The company’s BOPIS continued to gain traction in the second quarter. BOPIS sales rose 32% and contributed 25% to e-commerce sales. More than one-third of the company’s digital orders were completed by stores.

Store traffic trends were robust in the second quarter, with more guests returning to in-store buying and services. The company introduced seven stores in the second quarter and plans to open 50 net new stores in fiscal 2022, along with carrying out 35 store remodeling and relocation projects.

Ulta Beauty has been seeing market share gains in major beauty categories for a while now, with skincare standing out. The trend continued in the second quarter of fiscal 2022, wherein skincare was one of the best-performing categories of the company — wherein both mass and prestige delivered double-digit comp growth. This resulted from product innovation and new brands. Guests’ increased focus on self-care and maintaining healthy skincare routines works well for this category.

ULTA has been focused on its six strategic priorities. The company’s foremost priority is to strengthen its omnichannel business and explore the potential of both physical and digital facets. Next, the company is undertaking various tools to enhance the experience of guests, like offering a virtual try-on tool and in-store education, and reimagining fixtures, among others.

Thirdly, Ulta Beauty concentrates on offering customers a curated and exclusive range of beauty products through innovation. Fourthly, the company is focused on deepening customer engagement by boosting rewards and loyalty programs. Fifthly, management is committed to optimizing its cost structure. Apart from these, the company strives to boost organizational talent and strengthen the culture.

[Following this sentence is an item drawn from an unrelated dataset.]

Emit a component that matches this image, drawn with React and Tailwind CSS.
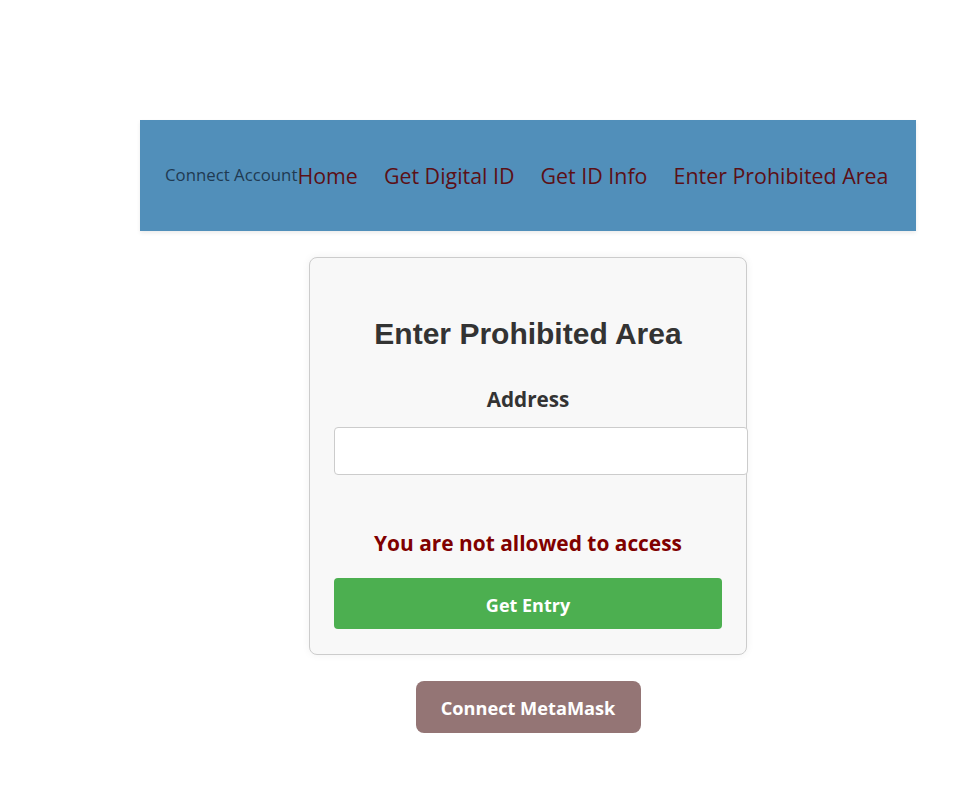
import React, { useState } from 'react'

const ui = "font-['Open_Sans',sans-serif]"

export default function App() {
  const [address, setAddress] = useState('')

  return (
    <div className={`min-h-screen bg-white ${ui}`}>
      <div className="ml-[140px] w-[776px] pt-[120px] flex flex-col items-center">
        {/* Top bar */}
        <nav className="w-full h-[111px] bg-[#518fba] shadow-[0_2px_4px_rgba(0,0,0,0.08)] flex items-center px-[25px]">
          <span className="text-[16.8px] leading-[24px] mt-[-1px] text-[#1f3a52]">Connect Account</span>
          <div className="flex items-center gap-[26px] text-[21.4px] leading-[28px] text-[#5b1016]">
            <a href="#">Home</a>
            <a href="#">Get Digital ID</a>
            <a href="#">Get ID Info</a>
            <a href="#">Enter Prohibited Area</a>
          </div>
        </nav>

        {/* Entry card */}
        <div className="mt-[26px] w-[438px] bg-[#f8f8f8] border border-[#cccccc] rounded-lg shadow-[0_0_8px_rgba(0,0,0,0.06)] px-[24px] pt-[25px] pb-[25px] flex flex-col items-center">
          <h2 className="mt-[34px] leading-[34px] text-[30px] font-bold text-[#333] font-['Liberation_Sans',Arial,sans-serif]">
            Enter Prohibited Area
          </h2>
          <label className="mt-[34px] leading-[28px] text-[20.7px] font-bold text-[#333]">Address</label>
          <input
            value={address}
            onChange={e => setAddress(e.target.value)}
            className="mt-[14px] self-start w-[414px] h-[48px] bg-white border border-[#cccccc] rounded-[4px] px-3 outline-none"
          />
          <p className="mt-[54px] leading-[28px] text-[20.9px] font-bold text-[#800000]">You are not allowed to access</p>
          <button className="mt-[21px] w-full h-[51px] pt-[4px] bg-[#4caf50] rounded-[4px] text-white text-[18px] font-bold">
            Get Entry
          </button>
        </div>

        <button className="mt-[26px] w-[225px] h-[52px] pt-[3px] bg-[#947575] rounded-lg text-white text-[18.2px] font-bold">
          Connect MetaMask
        </button>
      </div>
    </div>
  )
}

All said, we believe that Ulta Beauty remains well-placed for growth. Shares of the company have climbed 0.4% in the past three months compared with the industry’s rise of 4.6%.

Other Strong Retail Bets

Three other top-ranked stocks include Tractor Supply (TSCO - Free Report) , Kroger (KR - Free Report) and DICK'S Sporting Goods, Inc. (DKS - Free Report) .

Tractor Supply, which operates as a rural lifestyle retailer, carries a Zacks Rank #2 (Buy). Tractor Supply has a trailing four-quarter earnings surprise of 10.2%, on average. TSCO has an expected EPS growth rate of 10.2% for three to five years. You can see the complete list of today’s Zacks #1 Rank stocks here.

The Zacks Consensus Estimate for Tractor Supply’s current financial-year sales suggests growth of 10.7% from the year-ago reported number.

Kroger, a renowned grocery retailer, currently carries a Zacks Rank #2. KR has an expected EPS growth rate of 11.7% for three to five years.

The Zacks Consensus Estimate for Kroger’s current financial-year revenues and EPS suggests growth of 7.8% and 10.3%, respectively, from the year-ago reported figure. KR has a trailing four-quarter earnings surprise of 15.7%, on average.

DICK'S Sporting, which operates as a sporting goods retailer, carries a Zacks Rank #2. The company has a trailing four-quarter earnings surprise of nearly 21.4%, on average.

The Zacks Consensus Estimate for DICK'S Sporting’s current financial-year EPS has risen from $10.77 to $11.42 in the past 30 days. DKS has an expected EPS growth rate of 5% for three to five years.